Su plan de crecimiento, desafortunadamente, reventó como un globo. El boom mundial perdió vapor. México no podrá crecer al ritmo que Fox esperaba ni crear tantos empleos. Como si fuera poco, sus intentos de aumentar impuestos e iniciar las pláticas de paz con la guerrilla zapatista se quedaron atorados en el congreso.
Fox llegó al poder, en buena medida, por el enojo y cansancio de millones de mexicanos con las prácticas corruptas, asesinas y fraudulentas del PRI. Pero el gobierno foxista aún no se ha atrevido a crear la anunciada Comisión de Transparencia para investigar, juzgar y encarcelar a los políticos priístas que abusaron de su poder y se enriquecieron con el presupuesto del país. Y habría que empezar preguntádonos cómo le hicieron nuestros expresidentes para darse una vida de multimillonarios tras su paso por el sector público. La suma de sus cheques de funcionarios gubernamentales no puede explicar sus fortunas y estilo de vida.
“Es importante establecer la verdad del pasado para poder construir el futuro”, me dijo Fox en aquella plática. Ahora, un año después, falta que lo haga.
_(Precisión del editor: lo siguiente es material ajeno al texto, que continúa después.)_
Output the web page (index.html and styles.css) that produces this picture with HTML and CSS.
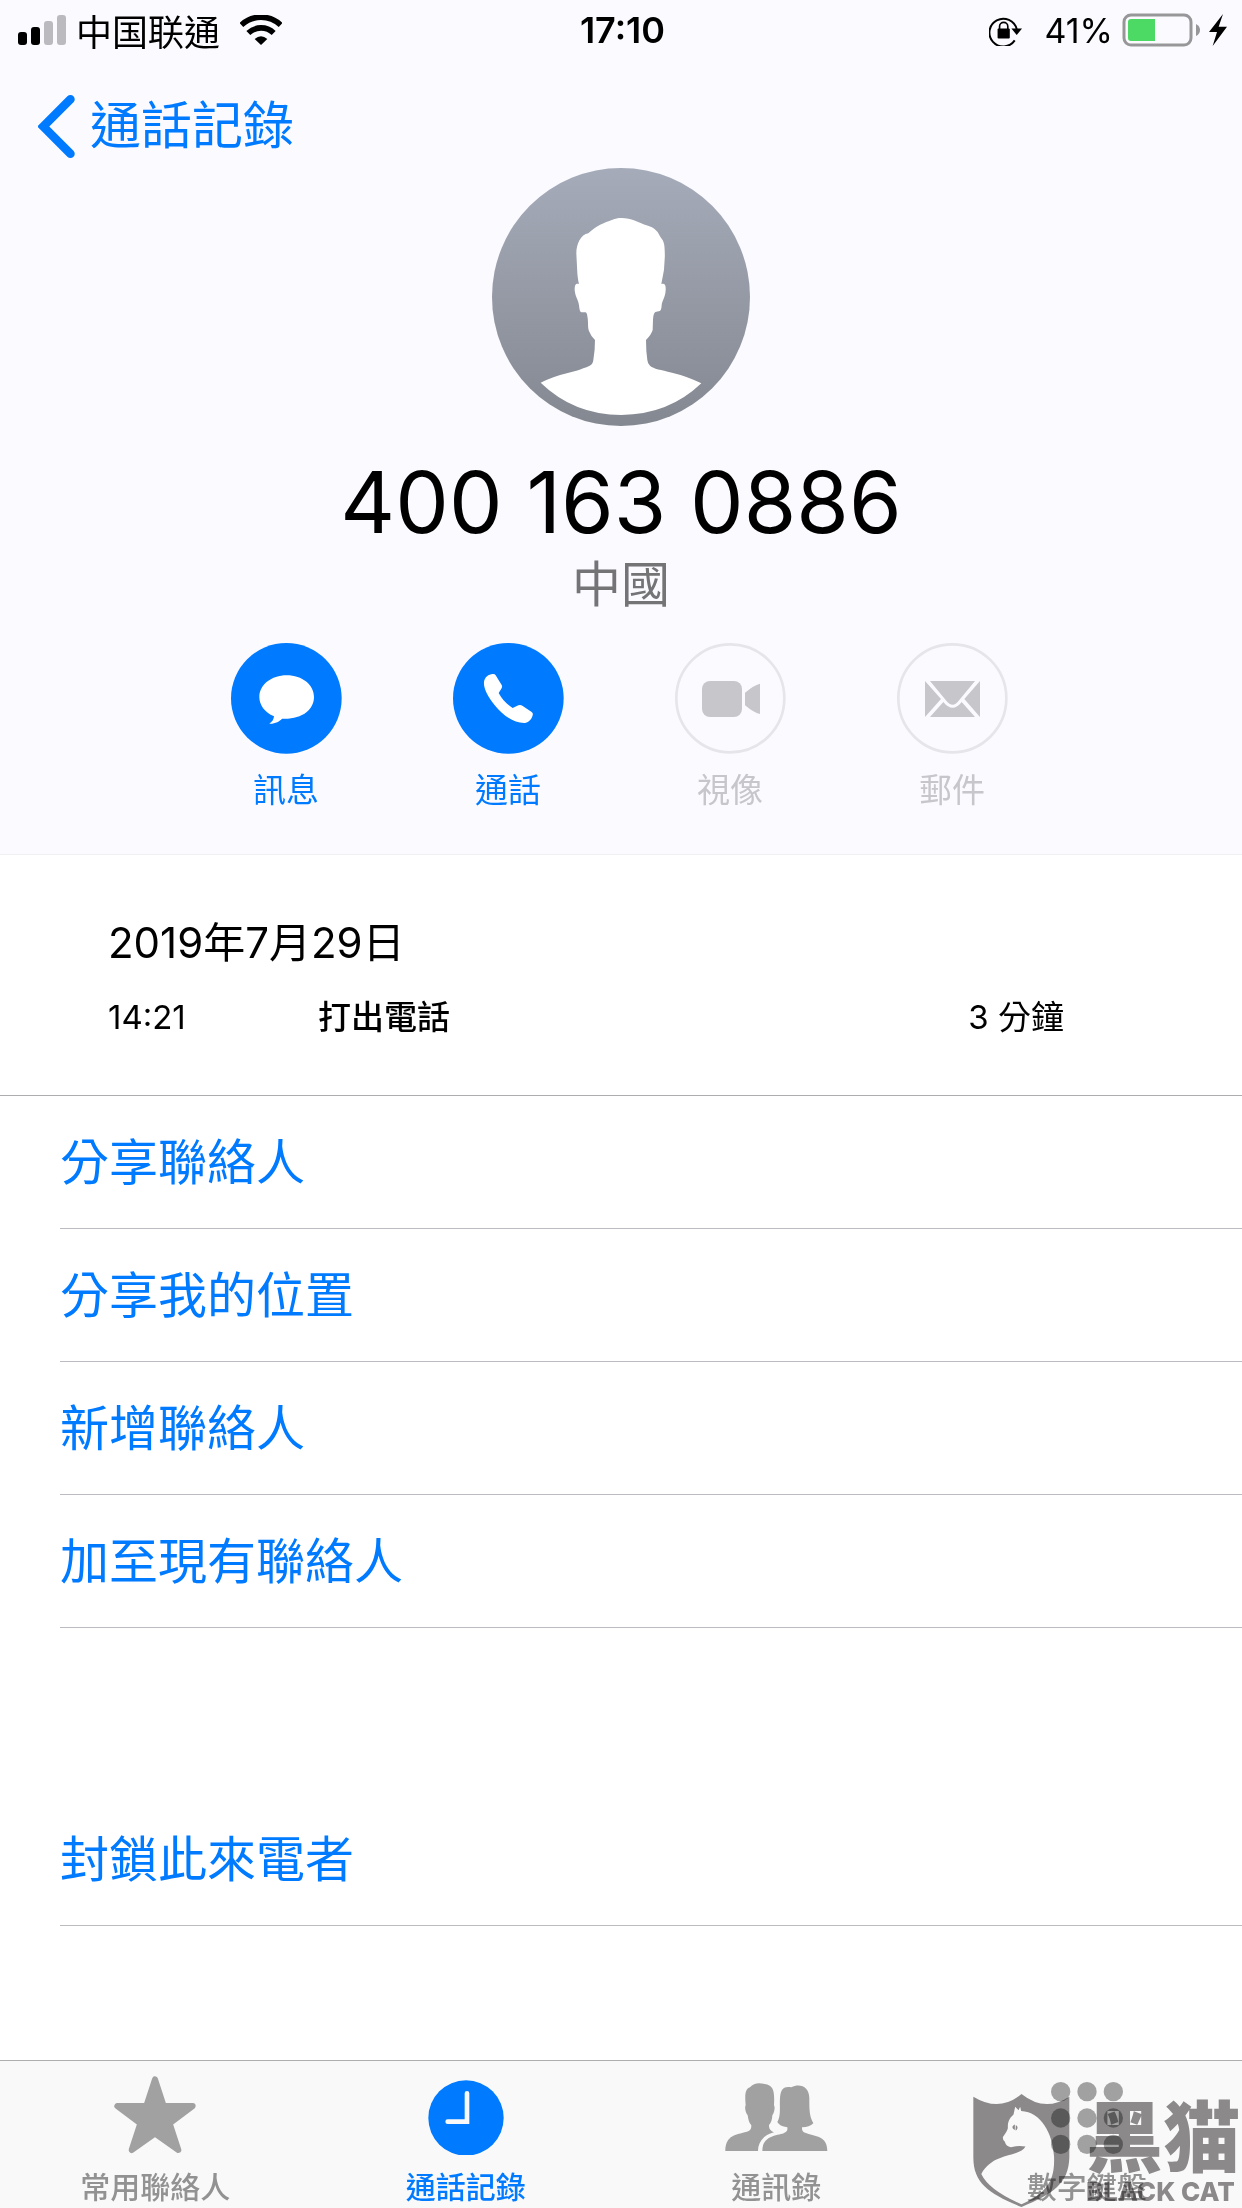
FILE: index.html
```html
<!DOCTYPE html>
<html lang="zh-Hant">
<head>
    <meta charset="UTF-8">
    <meta name="viewport" content="width=device-width, initial-scale=1.0">
    <title>通話記錄</title>
    <link rel="stylesheet" href="styles.css">
</head>
<body>
    <header class="header">
        <div class="status">
            <div class="status-left">
                <svg class="signal" viewBox="0 0 48 30">
                    <rect x="0" y="17" width="9" height="13" rx="3"/>
                    <rect x="13" y="12" width="9" height="18" rx="3"/>
                    <rect class="off" x="26" y="6" width="9" height="24" rx="3"/>
                    <rect class="off" x="39" y="0" width="9" height="30" rx="3"/>
                </svg>
                <span class="carrier">中国联通</span>
                <svg class="wifi" viewBox="0 0 126 90">
                    <path d="M4 30 A86 86 0 0 1 122 30" fill="none" stroke="#000" stroke-width="17"/>
                    <path d="M25 54 A55 55 0 0 1 101 54" fill="none" stroke="#000" stroke-width="17"/>
                    <path d="M44 72 Q63 56 82 72 L63 90 Z"/>
                </svg>
            </div>
            <span class="time">17:10</span>
            <div class="status-right">
                <svg class="lock" viewBox="0 0 100 92">
                    <path d="M78 76 A42 42 0 1 1 84 42" fill="none" stroke="#000" stroke-width="6"/>
                    <path d="M68 40 H100 L84 60 Z"/>
                    <rect x="26" y="40" width="37" height="30" rx="3"/>
                    <path d="M32 45 V34 A12 12 0 0 1 57 34 V45" fill="none" stroke="#000" stroke-width="5"/>
                </svg>
                <span class="percent">41%</span>
                <svg class="battery" viewBox="0 0 78 34">
                    <rect x="2" y="2" width="67" height="30" rx="7" fill="none" stroke="#979799" stroke-width="3"/>
                    <path d="M9 6 H33 V28 H9 Q6 28 6 25 V9 Q6 6 9 6Z" fill="#4cd964"/>
                    <path d="M74 11 Q78 13 78 17 Q78 21 74 23Z" fill="#979799"/>
                </svg>
                <svg class="bolt" viewBox="0 0 54 96">
                    <path d="M42 0 L0 54 H24 L11 96 L54 38 H29 Z"/>
                </svg>
            </div>
        </div>

        <nav class="navbar">
            <a class="back" href="#recents">
                <svg class="chevron" viewBox="0 0 110 190">
                    <path d="M97 13 L15 95 L97 177" fill="none" stroke="#007aff" stroke-width="26" stroke-linecap="round"/>
                </svg>
                通話記錄
            </a>
        </nav>

        <section class="contact">
            <svg class="avatar" viewBox="0 0 774 774">
                <defs>
                    <linearGradient id="avatarFill" x1="0" y1="0" x2="0" y2="1">
                        <stop offset="0" stop-color="#a5abb9"/>
                        <stop offset="1" stop-color="#848891"/>
                    </linearGradient>
                </defs>
                <circle cx="387" cy="387" r="387" fill="url(#avatarFill)"/>
                <path fill="#fff" d="M388 150 C370 150 362 156 354 158 C322 169 308 178 289 196 C266 199 253 229 253 256 L256 316 Q258 338 261 348 C251 346 248 350 248 366 C250 388 259 394 261 412 C263 429 264 433 271 433 L280 433 Q285 434 286 445 C290 464 286 482 292 491 Q297 505 309 516 Q309 548 304 576 Q303 588 293 593 C240 617 205 614 146 644 Q245 740 388 741 Q530 740 628 646 Q587 625 540 614 C505 605 486 603 474 593 Q467 588 466 576 Q462 550 462 516 Q478 500 482 486 L483 455 Q484 436 490 432 L503 429 Q508 428 509 412 C510 397 520 390 521 366 C522 350 518 345 508 348 Q521 296 518 246 C518 215 508 215 502 201 Q494 181 468 173 C435 163 420 150 388 150Z"/>
            </svg>
            <h1 class="number">400 163 0886</h1>
            <p class="region">中國</p>
        </section>

        <div class="actions">
            <button class="action">
                <svg class="circle" viewBox="0 0 333 333">
                    <circle cx="166" cy="166" r="166" fill="#007aff"/>
                    <path fill="#fff" d="M167 97 C214 97 249 126 249 162 C249 201 212 230 153 227 C146 235 132 243 115 242 Q128 234 129 220 C101 208 85 186 85 162 C85 126 121 97 167 97Z"/>
                </svg>
                訊息
            </button>
            <button class="action">
                <svg class="circle" viewBox="0 0 333 333">
                    <circle cx="166" cy="166" r="166" fill="#007aff"/>
                    <path fill="#fff" d="M93 117 C95 102 107 94 119 93 Q125 92 128 97 L146 126 Q149 131 145 137 L137 150 C147 168 160 183 179 195 L196 187 Q202 184 208 188 L236 207 Q241 210 239 217 C236 230 226 239 215 240 C181 241 147 214 124 185 C106 162 91 137 93 117Z"/>
                </svg>
                通話
            </button>
            <button class="action" disabled>
                <svg class="circle" viewBox="0 0 333 333">
                    <circle cx="166" cy="166" r="162" fill="none" stroke="#e5e5ea" stroke-width="8"/>
                    <rect x="81" y="114" width="120" height="108" rx="24" fill="#c7c6cb"/>
                    <path fill="#c7c6cb" d="M210 149 Q236 127 255 122 V213 Q236 209 210 187Z"/>
                </svg>
                視像
            </button>
            <button class="action" disabled>
                <svg class="circle" viewBox="0 0 333 333">
                    <circle cx="166" cy="166" r="162" fill="none" stroke="#e5e5ea" stroke-width="8"/>
                    <path fill="#c7c6cb" d="M99 114 H234 L185 173 Q167 197 148 173Z M84 114 L132 168 L84 222Z M249 114 L202 168 L249 222Z M99 222 L139 177 Q167 212 194 177 L234 222Z"/>
                </svg>
                郵件
            </button>
        </div>
    </header>

    <main class="main">
        <section class="log">
            <h2 class="date">2019年7月29日</h2>
            <table class="calls">
                <tbody>
                    <tr>
                        <td class="call-time">14:21</td>
                        <td class="call-type">打出電話</td>
                        <td class="call-length">3 分鐘</td>
                    </tr>
                </tbody>
            </table>
        </section>

        <div class="list">
            <button class="item">分享聯絡人</button>
            <button class="item">分享我的位置</button>
            <button class="item">新增聯絡人</button>
            <button class="item">加至現有聯絡人</button>
        </div>
        <div class="list block">
            <button class="item">封鎖此來電者</button>
        </div>
    </main>

    <nav class="tabs">
        <a class="tab" href="#favourites">
            <svg class="tab-icon" viewBox="0 0 324 243">
                <path fill="#a1a1a1" stroke="#a1a1a1" stroke-width="18" stroke-linejoin="round" d="M162 16 L188 96 H275 L206 148 L232 228 L162 179 L92 228 L118 148 L49 96 H136Z"/>
            </svg>
            常用聯絡人
        </a>
        <a class="tab active" href="#recents">
            <svg class="tab-icon" viewBox="0 0 324 243">
                <circle cx="162" cy="132" r="113" fill="#007aff"/>
                <path d="M165 58 V143 H107" fill="none" stroke="#f9f9f9" stroke-width="14" stroke-linecap="round"/>
            </svg>
            通話記錄
        </a>
        <a class="tab" href="#contacts">
            <svg class="tab-icon" viewBox="0 0 324 243">
                <path fill="#a1a1a1" d="M10 231 C10 190 35 183 60 177 C85 172 88 168 88 154 C80 145 79 135 77 124 C69 114 68 98 71 94 C68 60 70 45 84 40 C95 26 112 26 128 30 C155 34 158 50 156 94 C160 100 157 115 151 124 C150 140 146 148 141 153 C141 165 145 170 156 175 C125 182 108 205 108 231Z"/>
                <path fill="#a1a1a1" d="M121 231 C121 185 165 185 185 178 C196 173 197 168 196 160 C180 158 170 152 166 144 C178 125 172 95 174 72 C176 40 190 36 208 40 C235 26 262 40 262 72 C262 110 262 125 274 148 C266 156 255 160 240 160 C240 172 242 175 260 180 C290 188 316 192 316 231Z"/>
            </svg>
            通訊錄
        </a>
        <a class="tab" href="#keypad">
            <svg class="tab-icon" viewBox="0 0 324 243" fill="#a1a1a1">
                <circle cx="83" cy="53" r="29"/><circle cx="162" cy="53" r="29"/><circle cx="241" cy="53" r="29"/>
                <circle cx="83" cy="132" r="29"/><circle cx="162" cy="132" r="29"/><circle cx="241" cy="132" r="29"/>
                <circle cx="83" cy="211" r="29"/><circle cx="162" cy="211" r="29"/><circle cx="241" cy="211" r="29"/>
            </svg>
            數字鍵盤
        </a>

        <!-- logo laid over the tab bar -->
        <div class="mark">
            <svg class="shield" viewBox="0 0 292 344">
                <path fill="#8f8c8d" fill-rule="evenodd" d="M1 10 Q80 58 146 2 Q216 58 290 10 V192 C288 272 240 302 146 342 C50 302 1 272 1 192Z M127 40 L122 64 C108 76 104 90 105 104 Q104 112 90 131 Q89 141 96 146 Q99 160 114 162 Q136 156 158 160 C138 194 60 176 25 243 Q48 292 146 334 C235 296 246 250 244 190 C240 120 205 56 145 53 L142 40 L137 51Z"/>
                <path fill="#8f8c8d" d="M123 95 L126 94 V110 Q117 106 119 100Z M129 95 Q138 101 131 110 L128 112Z"/>
            </svg>
            <div class="mark-text">
                <span class="mark-name">黑猫</span>
                <span class="mark-sub">BLACK CAT</span>
            </div>
        </div>
    </nav>
</body>
</html>
```
FILE: styles.css
```css
* {
    margin: 0;
    padding: 0;
    box-sizing: border-box;
}

body {
    min-height: 100vh;
    display: flex;
    flex-direction: column;
    background-color: #fff;
    color: #000;
    font-family: Inter, "Noto Sans CJK TC", sans-serif;
}

button {
    background: none;
    border: none;
    font-family: inherit;
    text-align: left;
    cursor: pointer;
}

a {
    text-decoration: none;
}

svg {
    display: block;
    flex-shrink: 0;
}

/* header */
.header {
    padding-bottom: 40px;
    background-color: #fafaff;
    border-bottom: 1px solid #f0f0f4;
}

.status {
    display: grid;
    grid-template-columns: 1fr auto 1fr;
    align-items: center;
    height: 60px;
    padding: 0 15px 0 18px;
}

.status-left,
.status-right {
    display: flex;
    align-items: center;
}

.status-right {
    justify-content: flex-end;
}

.signal {
    width: 48px;
    height: 30px;
}

.off {
    fill: #bbbabf;
}

.carrier {
    margin: 0 20px 0 10px;
    font-family: "Noto Sans CJK SC", sans-serif;
    font-size: 36px;
    line-height: 60px;
}

.wifi {
    width: 42px;
    height: 30px;
}

.time {
    font-size: 36px;
    font-weight: 600;
}

.lock {
    width: 33px;
    height: 31px;
    margin-right: 22px;
}

.percent {
    margin-right: 9px;
    font-size: 34px;
}

.battery {
    width: 78px;
    height: 34px;
    margin-right: 9px;
}

.bolt {
    width: 18px;
    height: 32px;
}

.navbar {
    height: 108px;
    padding: 30px 38px 0;
}

.back {
    display: inline-flex;
    align-items: center;
    gap: 15px;
    color: #007aff;
    font-size: 51px;
    line-height: 72px;
}

.chevron {
    width: 37px;
    height: 63px;
}

.contact {
    display: flex;
    flex-direction: column;
    align-items: center;
}

.avatar {
    width: 258px;
    height: 258px;
}

.number {
    margin-top: 27px;
    font-size: 85px;
    font-weight: 400;
    line-height: 100px;
}

.region {
    color: #747477;
    font-size: 49px;
    line-height: 64px;
}

.actions {
    display: flex;
    justify-content: center;
    gap: 111px;
    padding: 26px 4px 0 0;
}

.action {
    display: flex;
    flex-direction: column;
    align-items: center;
    gap: 12px;
    width: 111px;
    color: #007aff;
    font-size: 33px;
    line-height: 48px;
}

.action:disabled {
    color: #c7c6cb;
    cursor: default;
}

.circle {
    width: 111px;
    height: 111px;
}

/* call log */
.main {
    flex: 1;
}

.log {
    padding: 58px 178px 54px 108px;
    border-bottom: 1px solid #adadb0;
}

.date {
    font-size: 42px;
    font-weight: 400;
    line-height: 60px;
}

.calls {
    width: 100%;
    margin-top: 20px;
    border-collapse: collapse;
    font-size: 33px;
    line-height: 48px;
}

.call-time {
    width: 210px;
}

.call-type {
    font-weight: 500;
}

.call-length {
    text-align: right;
}

/* contact options */
.list {
    padding-left: 60px;
}

.block {
    padding-top: 165px;
}

.item {
    display: block;
    width: 100%;
    height: 133px;
    padding-bottom: 8px;
    border-bottom: 1px solid #bcbbc1;
    color: #007aff;
    font-size: 49px;
}

/* bottom bar */
.tabs {
    position: relative;
    display: grid;
    grid-template-columns: repeat(4, 1fr);
    height: 148px;
    padding-top: 13px;
    background-color: #f9f9f9;
    border-top: 1px solid #adadb0;
}

.tab {
    display: flex;
    flex-direction: column;
    align-items: center;
    gap: 12px;
    color: #929292;
    font-size: 30px;
    font-weight: 500;
    line-height: 40px;
}

.active {
    color: #007aff;
}

.tab-icon {
    width: 108px;
    height: 81px;
}

.mark {
    position: absolute;
    right: 0;
    bottom: 0;
    display: flex;
    align-items: flex-end;
    gap: 16px;
    color: #8f8c8d;
    mix-blend-mode: multiply;
    pointer-events: none;
}

.shield {
    width: 97px;
    height: 115px;
}

.mark-text {
    display: flex;
    flex-direction: column;
    width: 156px;
    padding-bottom: 4px;
}

.mark-name {
    font-family: "Noto Sans CJK SC", sans-serif;
    font-size: 77px;
    font-weight: 900;
    line-height: 94px;
}

.mark-sub {
    font-size: 26px;
    font-weight: 800;
    line-height: 24px;
    white-space: nowrap;
}
```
La luna de miel se terminó hace rato; no es suficiente que Fox sea un buen comunicador y un verdadero demócrata, que tenga buenas intenciones y que no parezca tener las uñas tan largas como sus predecesores. Sin resultados concretos, sin cambios tangibles respecto a las siete décadas de priísmo que los mexicanos puedan tocar y respirar, el foxismo corre el riesgo de desinflarse y volverse ineficaz.
Insisto; tanto Fox como Bush están aprendiendo a ser presidente y por el momento, como dicen por estos lados, hay que darles el beneficio de la duda. Pero lo menos que podemos pedir al principio del partido es que tengan los ojos y los oídos bien abiertos y que nos digan la verdad.